┏━━

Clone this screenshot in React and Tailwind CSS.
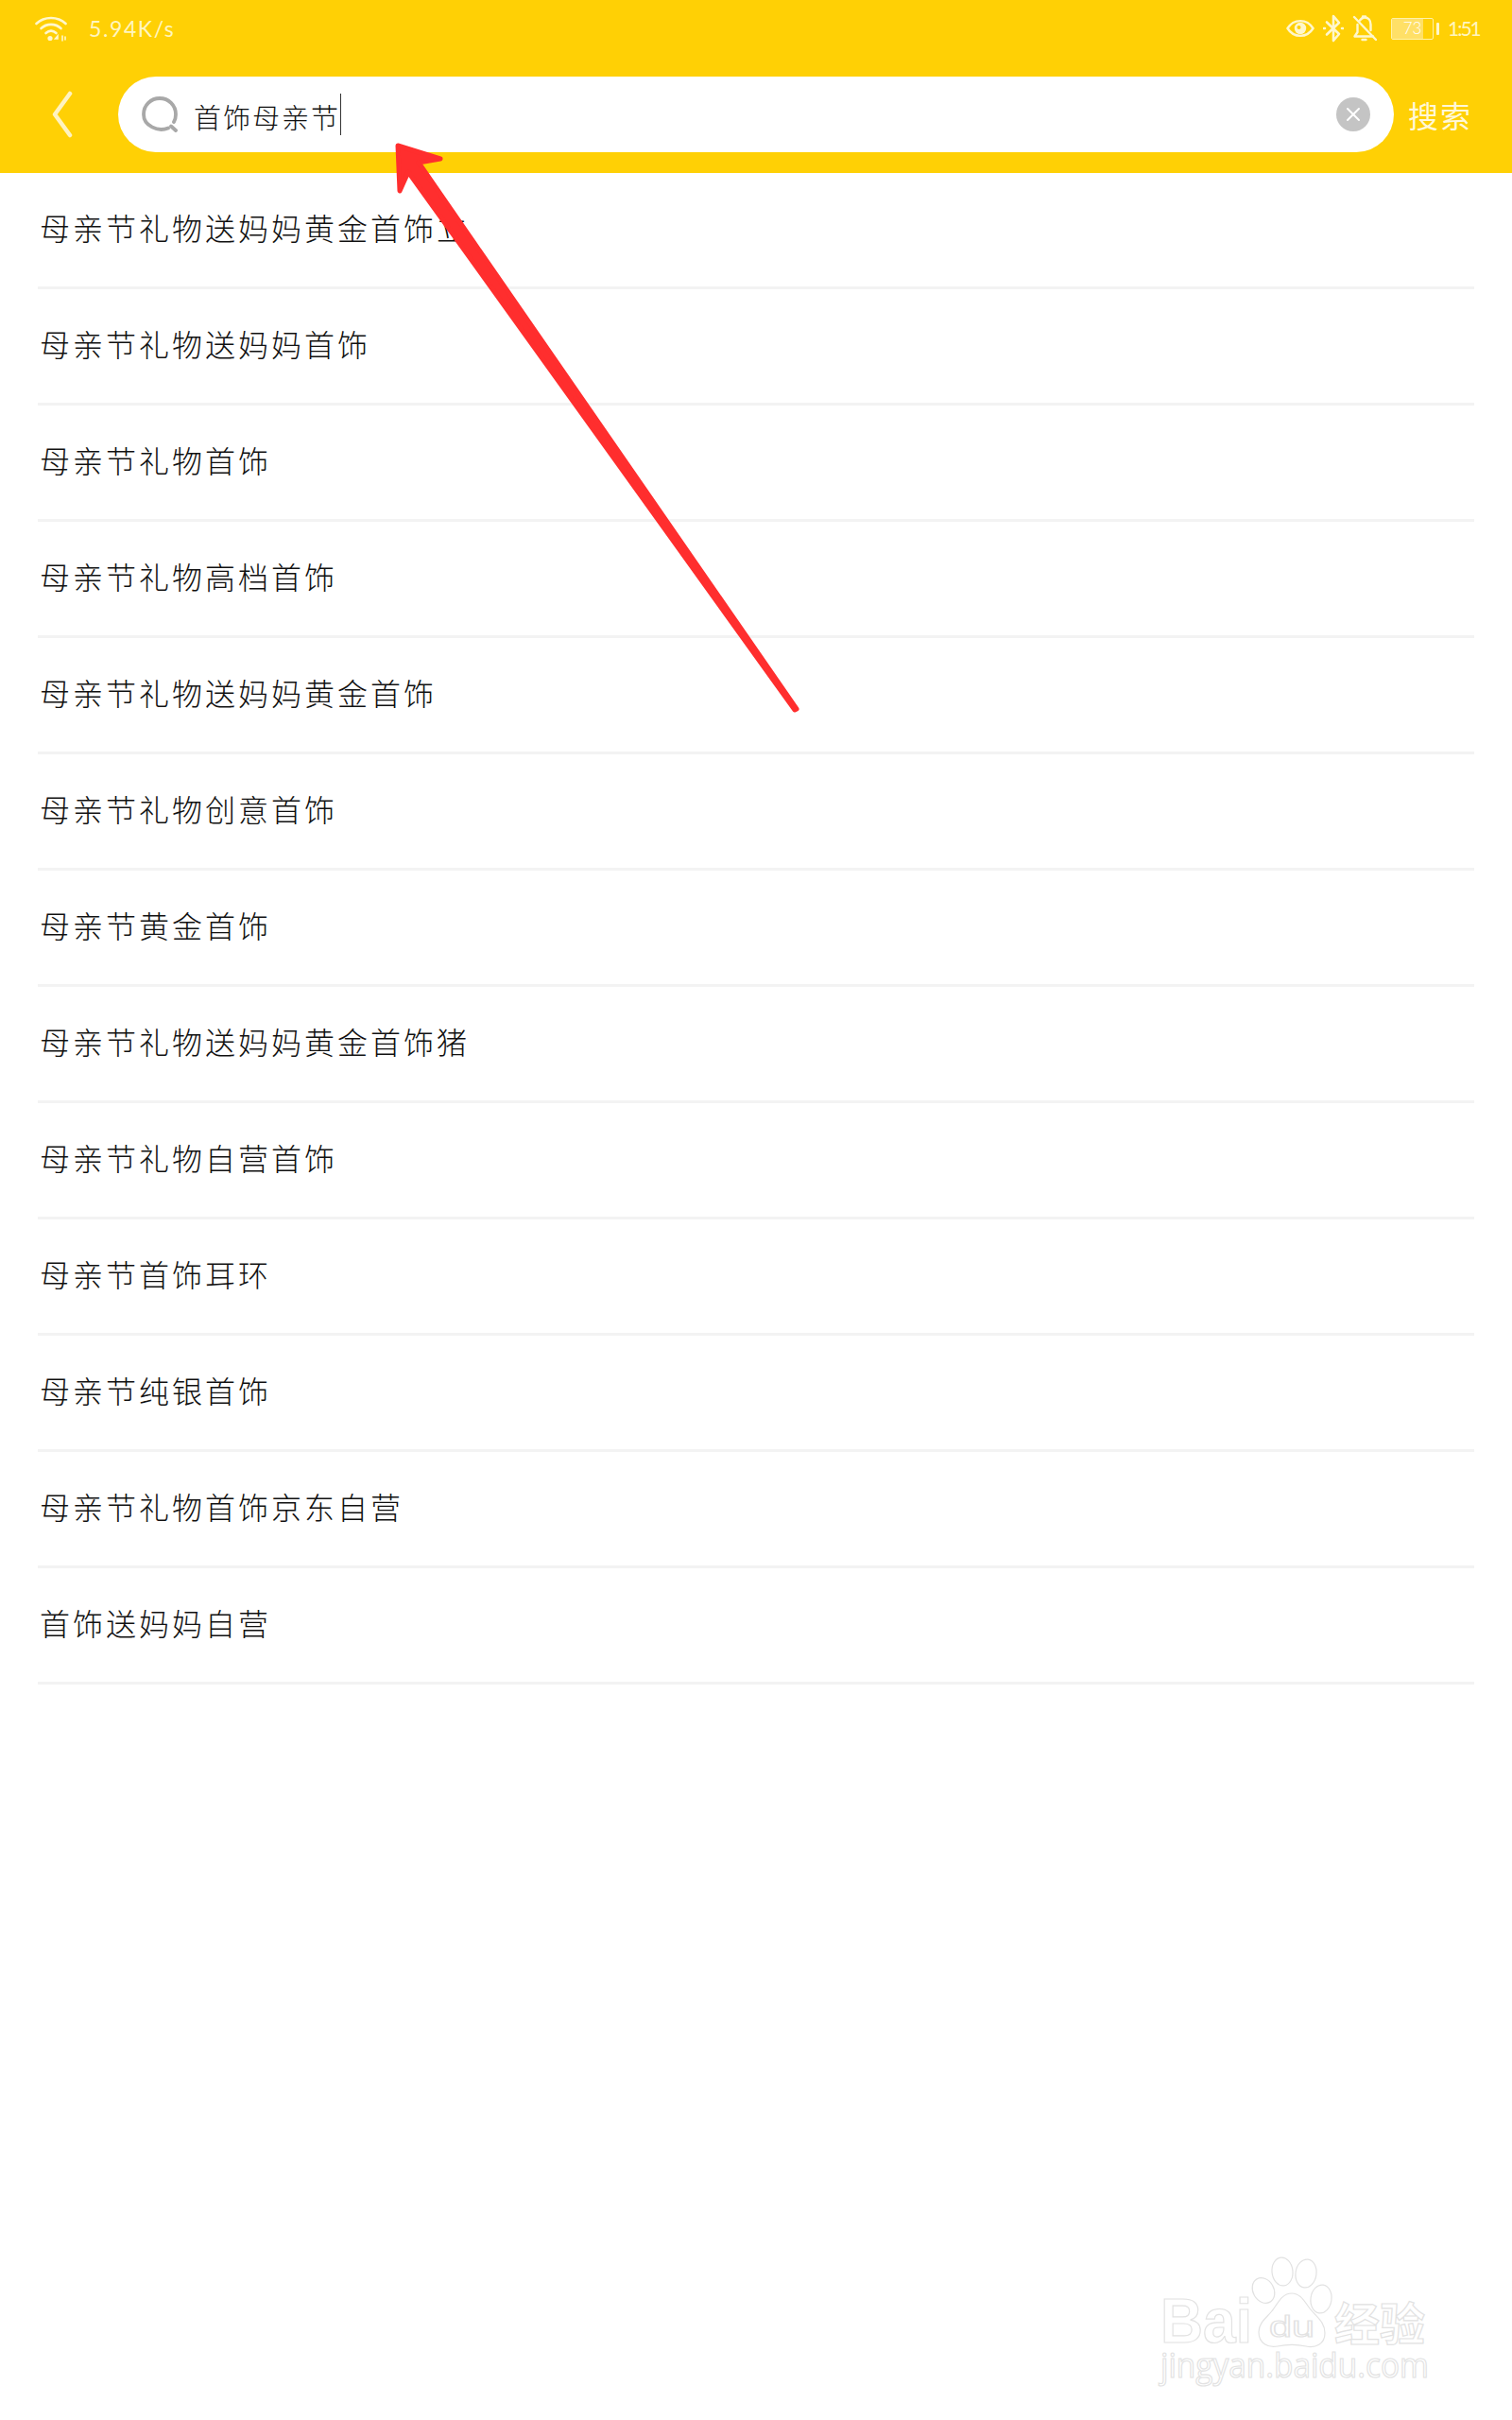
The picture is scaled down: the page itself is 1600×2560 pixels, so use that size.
import { X } from "lucide-react";

const suggestions = [
  "母亲节礼物送妈妈黄金首饰立",
  "母亲节礼物送妈妈首饰",
  "母亲节礼物首饰",
  "母亲节礼物高档首饰",
  "母亲节礼物送妈妈黄金首饰",
  "母亲节礼物创意首饰",
  "母亲节黄金首饰",
  "母亲节礼物送妈妈黄金首饰猪",
  "母亲节礼物自营首饰",
  "母亲节首饰耳环",
  "母亲节纯银首饰",
  "母亲节礼物首饰京东自营",
  "首饰送妈妈自营",
];

const cjk = "font-['Noto_Sans_CJK_SC','Noto_Sans',sans-serif]";

const WifiIcon = () => (
  <svg width="34" height="28" viewBox="0 0 34 28" fill="none" stroke="#fff7cc" strokeWidth="2.6" strokeLinecap="round">
    <path d="M1.5 9C10 1 24 1 32.5 9" />
    <path d="M6.5 14C12.5 8.5 21.5 8.5 27.5 14" />
    <path d="M11.5 19C15 16 19 16 22.5 19" />
    <circle cx="16" cy="24.5" r="2.6" fill="#fff7cc" stroke="none" />
    <path d="M24 22l-2.5 3h2.5zM29 22v5M32 23v3" strokeWidth="1.6" />
  </svg>
);

const EyeIcon = () => (
  <svg width="30" height="24" viewBox="0 0 30 24" fill="none" stroke="#fff7cc" strokeWidth="2.4">
    <path d="M1.5 12C8 1.5 22 1.5 28.5 12C22 22.5 8 22.5 1.5 12Z" />
    <circle cx="15" cy="12" r="5" fill="#fff7cc" />
    <circle cx="13.5" cy="11" r="2" fill="#ffd005" stroke="none" />
  </svg>
);

const BluetoothIcon = () => (
  <svg width="22" height="30" viewBox="0 0 22 30" fill="none" stroke="#fff7cc" strokeWidth="2.6" strokeLinecap="round" strokeLinejoin="round">
    <path d="M4 8.5L17 21L11 28V2L17 9L4 21.5" />
    <path d="M1 15h1M20 15h1" />
  </svg>
);

const BellOffIcon = () => (
  <svg width="26" height="30" viewBox="0 0 26 30" fill="none" stroke="#fff7cc" strokeWidth="2.4" strokeLinecap="round" strokeLinejoin="round">
    <path d="M8 6.5C9.5 4.5 11 3.5 13 3.5C17 3.5 19.5 6.5 19.5 11V17M5.5 11V19L2.5 23.5H22" />
    <path d="M11 2.5h3M10.5 27h4" />
    <path d="M2 3L25 27" />
  </svg>
);

const Battery = () => (
  <div className="flex items-center gap-[3px]">
    <div className="relative h-[23px] w-[45px] rounded-[2px] border border-[#fff2a8] bg-[#ffd005]">
      <div className="h-full w-[33px] bg-[#ffe067]" />
      <span className="absolute inset-0 flex items-center justify-center font-['Lato',sans-serif] text-[17px] font-light text-white">73</span>
    </div>
    <div className="h-[13px] w-[3px] rounded-[1px] bg-[#fff7cc]" />
  </div>
);

const SearchIcon = () => (
  <svg width="38" height="38" viewBox="0 0 38 38" fill="none" stroke="#a8a8a8" strokeWidth="3.8" strokeLinecap="round">
    <path d="M28 33.5C17 38 2 31 2 19C2 9.5 9.5 2 19 2C28.5 2 36 9.5 36 19C36 22 35.5 24.5 34 27" />
    <path d="M31 31.5L36 36" />
  </svg>
);

const Watermark = () => (
  <svg className="pointer-events-none absolute left-[1220px] top-[2380px]" width="310" height="160" viewBox="0 0 310 160" fill="#ffffff" stroke="#e2e2e2" strokeWidth="1.2">
    <ellipse cx="137" cy="23" rx="11" ry="15" transform="rotate(-6 137 23)" />
    <ellipse cx="162" cy="25" rx="11" ry="15" transform="rotate(8 162 25)" />
    <ellipse cx="117" cy="43" rx="11" ry="14" transform="rotate(-30 117 43)" />
    <ellipse cx="178" cy="52" rx="11" ry="15" transform="rotate(8 178 52)" />
    <path d="M147 46C156 46 160 54 166 62C173 71 182 76 182 88C182 100 172 104 162 102C153 100 141 100 132 102C122 104 112 99 112 87C112 76 122 71 128 62C134 53 138 46 147 46Z" />
    <text x="8" y="98" fontFamily="Liberation Sans, sans-serif" fontSize="66" fontWeight="700" textLength="97" lengthAdjust="spacingAndGlyphs">Bai</text>
    <text x="123" y="92" fontFamily="Liberation Sans, sans-serif" fontSize="31" textLength="48" lengthAdjust="spacingAndGlyphs">du</text>
    <text x="192" y="96" fontFamily="Noto Sans CJK SC, sans-serif" fontSize="48" fontWeight="700">经验</text>
    <text x="8" y="135" fontFamily="Open Sans, sans-serif" fontSize="36" textLength="284" lengthAdjust="spacingAndGlyphs">jingyan.baidu.com</text>
  </svg>
);

export default function App() {
  return (
    <div className={`relative h-[2560px] w-[1600px] overflow-hidden bg-white ${cjk}`}>
      <header className="h-[183px] bg-[#ffd005]">
        <div className="flex h-[60px] items-center justify-between pl-[37px] pr-[36px]">
          <div className="flex items-center gap-[23px]">
            <WifiIcon />
            <span className="font-['Lato',sans-serif] text-[23px] tracking-[1.6px] text-[#fff6c0]">5.94K/s</span>
          </div>
          <div className="flex items-center">
            <EyeIcon />
            <div className="ml-[9px]"><BluetoothIcon /></div>
            <div className="ml-[9px]"><BellOffIcon /></div>
            <div className="ml-[15px]"><Battery /></div>
            <span className="ml-[9px] w-[32px] font-['Lato',sans-serif] text-[21px] tracking-[-2px] text-[#fff6c0]">1:51</span>
          </div>
        </div>
        <div className="mt-[21px] flex h-[80px] items-center">
          <div className="flex w-[125px] justify-start pl-[54px]">
            <svg width="24" height="50" viewBox="0 0 24 50" fill="none" stroke="#fff3c0" strokeWidth="4.5" strokeLinecap="round" strokeLinejoin="round">
              <path d="M20 3L4 25L20 47" />
            </svg>
          </div>
          <div className="flex h-[80px] w-[1350px] items-center rounded-full bg-white pl-[25px] pr-[25px]">
            <SearchIcon />
            <span className="ml-[17px] pt-[4px] text-[29px] font-light leading-none tracking-[2px] text-[#111111]">首饰母亲节</span>
            <div className="h-[44px] w-px bg-[#333333]" />
            <div className="ml-auto flex h-[36px] w-[36px] items-center justify-center rounded-full bg-[#c4c4c4]">
              <X size={24} strokeWidth={2} color="#ffffff" />
            </div>
          </div>
          <span className="ml-[15px] text-[32px] leading-none tracking-[2px] text-[#fff8d8]">搜索</span>
        </div>
      </header>

      <ul className="px-[40px]">
        {suggestions.map((s) => (
          <li key={s} className="flex h-[123px] items-center border-b-[3px] border-[#f3f3f3] pb-[6px]">
            <span className="pl-[2px] text-[32px] font-light leading-none tracking-[3px] text-[#111111]">{s}</span>
          </li>
        ))}
      </ul>

      <svg className="pointer-events-none absolute inset-0" width="1600" height="2560" viewBox="0 0 1600 2560">
        <path
          d="M421 154L466 168L443 172L843 750L841 751L432 182L423 202Z"
          fill="#ff2e2e"
          stroke="#ff2e2e"
          strokeWidth="5"
          strokeLinejoin="round"
        />
      </svg>

      <Watermark />
    </div>
  );
}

┗━━

WRITTEN REQUEST
Reproduce all of the data exactly; the pictures do not belong in the copy.

ANSWER FOR THIS EXERCISE
Clone this screenshot in React and Tailwind CSS.
The picture is scaled down: the page itself is 1600×2560 pixels, so use that size.
import { X } from "lucide-react";

const suggestions = [
  "母亲节礼物送妈妈黄金首饰立",
  "母亲节礼物送妈妈首饰",
  "母亲节礼物首饰",
  "母亲节礼物高档首饰",
  "母亲节礼物送妈妈黄金首饰",
  "母亲节礼物创意首饰",
  "母亲节黄金首饰",
  "母亲节礼物送妈妈黄金首饰猪",
  "母亲节礼物自营首饰",
  "母亲节首饰耳环",
  "母亲节纯银首饰",
  "母亲节礼物首饰京东自营",
  "首饰送妈妈自营",
];

const cjk = "font-['Noto_Sans_CJK_SC','Noto_Sans',sans-serif]";

const WifiIcon = () => (
  <svg width="34" height="28" viewBox="0 0 34 28" fill="none" stroke="#fff7cc" strokeWidth="2.6" strokeLinecap="round">
    <path d="M1.5 9C10 1 24 1 32.5 9" />
    <path d="M6.5 14C12.5 8.5 21.5 8.5 27.5 14" />
    <path d="M11.5 19C15 16 19 16 22.5 19" />
    <circle cx="16" cy="24.5" r="2.6" fill="#fff7cc" stroke="none" />
    <path d="M24 22l-2.5 3h2.5zM29 22v5M32 23v3" strokeWidth="1.6" />
  </svg>
);

const EyeIcon = () => (
  <svg width="30" height="24" viewBox="0 0 30 24" fill="none" stroke="#fff7cc" strokeWidth="2.4">
    <path d="M1.5 12C8 1.5 22 1.5 28.5 12C22 22.5 8 22.5 1.5 12Z" />
    <circle cx="15" cy="12" r="5" fill="#fff7cc" />
    <circle cx="13.5" cy="11" r="2" fill="#ffd005" stroke="none" />
  </svg>
);

const BluetoothIcon = () => (
  <svg width="22" height="30" viewBox="0 0 22 30" fill="none" stroke="#fff7cc" strokeWidth="2.6" strokeLinecap="round" strokeLinejoin="round">
    <path d="M4 8.5L17 21L11 28V2L17 9L4 21.5" />
    <path d="M1 15h1M20 15h1" />
  </svg>
);

const BellOffIcon = () => (
  <svg width="26" height="30" viewBox="0 0 26 30" fill="none" stroke="#fff7cc" strokeWidth="2.4" strokeLinecap="round" strokeLinejoin="round">
    <path d="M8 6.5C9.5 4.5 11 3.5 13 3.5C17 3.5 19.5 6.5 19.5 11V17M5.5 11V19L2.5 23.5H22" />
    <path d="M11 2.5h3M10.5 27h4" />
    <path d="M2 3L25 27" />
  </svg>
);

const Battery = () => (
  <div className="flex items-center gap-[3px]">
    <div className="relative h-[23px] w-[45px] rounded-[2px] border border-[#fff2a8] bg-[#ffd005]">
      <div className="h-full w-[33px] bg-[#ffe067]" />
      <span className="absolute inset-0 flex items-center justify-center font-['Lato',sans-serif] text-[17px] font-light text-white">73</span>
    </div>
    <div className="h-[13px] w-[3px] rounded-[1px] bg-[#fff7cc]" />
  </div>
);

const SearchIcon = () => (
  <svg width="38" height="38" viewBox="0 0 38 38" fill="none" stroke="#a8a8a8" strokeWidth="3.8" strokeLinecap="round">
    <path d="M28 33.5C17 38 2 31 2 19C2 9.5 9.5 2 19 2C28.5 2 36 9.5 36 19C36 22 35.5 24.5 34 27" />
    <path d="M31 31.5L36 36" />
  </svg>
);

const Watermark = () => (
  <svg className="pointer-events-none absolute left-[1220px] top-[2380px]" width="310" height="160" viewBox="0 0 310 160" fill="#ffffff" stroke="#e2e2e2" strokeWidth="1.2">
    <ellipse cx="137" cy="23" rx="11" ry="15" transform="rotate(-6 137 23)" />
    <ellipse cx="162" cy="25" rx="11" ry="15" transform="rotate(8 162 25)" />
    <ellipse cx="117" cy="43" rx="11" ry="14" transform="rotate(-30 117 43)" />
    <ellipse cx="178" cy="52" rx="11" ry="15" transform="rotate(8 178 52)" />
    <path d="M147 46C156 46 160 54 166 62C173 71 182 76 182 88C182 100 172 104 162 102C153 100 141 100 132 102C122 104 112 99 112 87C112 76 122 71 128 62C134 53 138 46 147 46Z" />
    <text x="8" y="98" fontFamily="Liberation Sans, sans-serif" fontSize="66" fontWeight="700" textLength="97" lengthAdjust="spacingAndGlyphs">Bai</text>
    <text x="123" y="92" fontFamily="Liberation Sans, sans-serif" fontSize="31" textLength="48" lengthAdjust="spacingAndGlyphs">du</text>
    <text x="192" y="96" fontFamily="Noto Sans CJK SC, sans-serif" fontSize="48" fontWeight="700">经验</text>
    <text x="8" y="135" fontFamily="Open Sans, sans-serif" fontSize="36" textLength="284" lengthAdjust="spacingAndGlyphs">jingyan.baidu.com</text>
  </svg>
);

export default function App() {
  return (
    <div className={`relative h-[2560px] w-[1600px] overflow-hidden bg-white ${cjk}`}>
      <header className="h-[183px] bg-[#ffd005]">
        <div className="flex h-[60px] items-center justify-between pl-[37px] pr-[36px]">
          <div className="flex items-center gap-[23px]">
            <WifiIcon />
            <span className="font-['Lato',sans-serif] text-[23px] tracking-[1.6px] text-[#fff6c0]">5.94K/s</span>
          </div>
          <div className="flex items-center">
            <EyeIcon />
            <div className="ml-[9px]"><BluetoothIcon /></div>
            <div className="ml-[9px]"><BellOffIcon /></div>
            <div className="ml-[15px]"><Battery /></div>
            <span className="ml-[9px] w-[32px] font-['Lato',sans-serif] text-[21px] tracking-[-2px] text-[#fff6c0]">1:51</span>
          </div>
        </div>
        <div className="mt-[21px] flex h-[80px] items-center">
          <div className="flex w-[125px] justify-start pl-[54px]">
            <svg width="24" height="50" viewBox="0 0 24 50" fill="none" stroke="#fff3c0" strokeWidth="4.5" strokeLinecap="round" strokeLinejoin="round">
              <path d="M20 3L4 25L20 47" />
            </svg>
          </div>
          <div className="flex h-[80px] w-[1350px] items-center rounded-full bg-white pl-[25px] pr-[25px]">
            <SearchIcon />
            <span className="ml-[17px] pt-[4px] text-[29px] font-light leading-none tracking-[2px] text-[#111111]">首饰母亲节</span>
            <div className="h-[44px] w-px bg-[#333333]" />
            <div className="ml-auto flex h-[36px] w-[36px] items-center justify-center rounded-full bg-[#c4c4c4]">
              <X size={24} strokeWidth={2} color="#ffffff" />
            </div>
          </div>
          <span className="ml-[15px] text-[32px] leading-none tracking-[2px] text-[#fff8d8]">搜索</span>
        </div>
      </header>

      <ul className="px-[40px]">
        {suggestions.map((s) => (
          <li key={s} className="flex h-[123px] items-center border-b-[3px] border-[#f3f3f3] pb-[6px]">
            <span className="pl-[2px] text-[32px] font-light leading-none tracking-[3px] text-[#111111]">{s}</span>
          </li>
        ))}
      </ul>

      <svg className="pointer-events-none absolute inset-0" width="1600" height="2560" viewBox="0 0 1600 2560">
        <path
          d="M421 154L466 168L443 172L843 750L841 751L432 182L423 202Z"
          fill="#ff2e2e"
          stroke="#ff2e2e"
          strokeWidth="5"
          strokeLinejoin="round"
        />
      </svg>

      <Watermark />
    </div>
  );
}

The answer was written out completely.